Tejen nos presenta una fantasmagoría de composiciones espeluznantes diseñadas, primordialmente, para ingeniar inquietud y repulsión. Su hipótesis es la siguiente: el cuerpo humano es frágil y asqueroso. Y esta hipótesis la demuestra hasta el hartazgo con una situación que se sostiene durante toda la película, sin ningún tipo de evolución narrativa.
La situación ocurre a lo largo de dos períodos de tiempo alternativos. En uno, un hombre y su hija viven en una cabaña en el bosque, rodeados de animales muertos y podredumbre (no hablan; hay cuatro o cinco líneas de diálogo en toda la película). En otro, la niña ha crecido y se ha convertido en un bulto de huesos y extremidades desarticuladas, convulsionando día y noche en su cama, aullando llena de dolor, echando bocanadas de gritos ahogados, probablemente deseando una muerte que no llega ni comprende.
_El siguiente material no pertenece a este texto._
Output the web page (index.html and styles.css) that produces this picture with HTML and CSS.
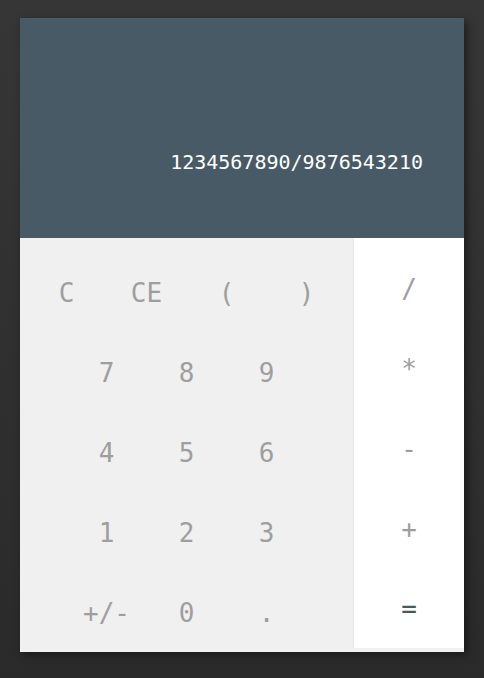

A la par se nos muestran imágenes de miriápodos y anélidos revolviéndose en la mugre, supurando baba mientras reptan dentro y fuera de orificios con enclenque gracia. La analogía entre la niña y los invertebrados es tan obvia que ni tenemos el placer de descubrirla. Pero se reitera una y otra y otra vez a lo largo de toda la película, con repugnante lujo de detalle. La imagen más repulsiva de todas, sin embargo, es la de una colonia de gusanos que ha hecho hogar en el rostro de la niña, habiendo lijado cualquier tipo de semblanza humana.
El hombre, de día, cuida de la niña. De noche tiene pesadillas. Sueña con cuerpos humanos que fornican en la oscuridad, prisioneros de un gran éxtasis o de un gran sufrimiento o ambas cosas. En este dantesco averno, pies y brazos se multiplican y vibran mecánicamente, no muy distinto a las imágenes de ciempiés que vemos unas cincuenta veces a lo largo de la cinta, por si a nadie le quedó claro que hombre e insecto son igual de patéticos.
¿Qué puede decirse a favor de esta “singular y atípica” experiencia, además de que tiene forma de sí misma? Posee una cadencia fotográfica y movimientos de cámara mesmerizantes (todo hecho por el mismo Rabe): la cámara en mano oscila entre ángulos intensos y retorcidos, y hay un encuadre en cámara lenta que recurre a lo largo de la película y guarda el único misterio de su historia. Pero la película no sólo posee 80 minutos insufribles de griterío y miseria y sufrimiento, sino que martilla incesante y monótonamente la única idea que tiene.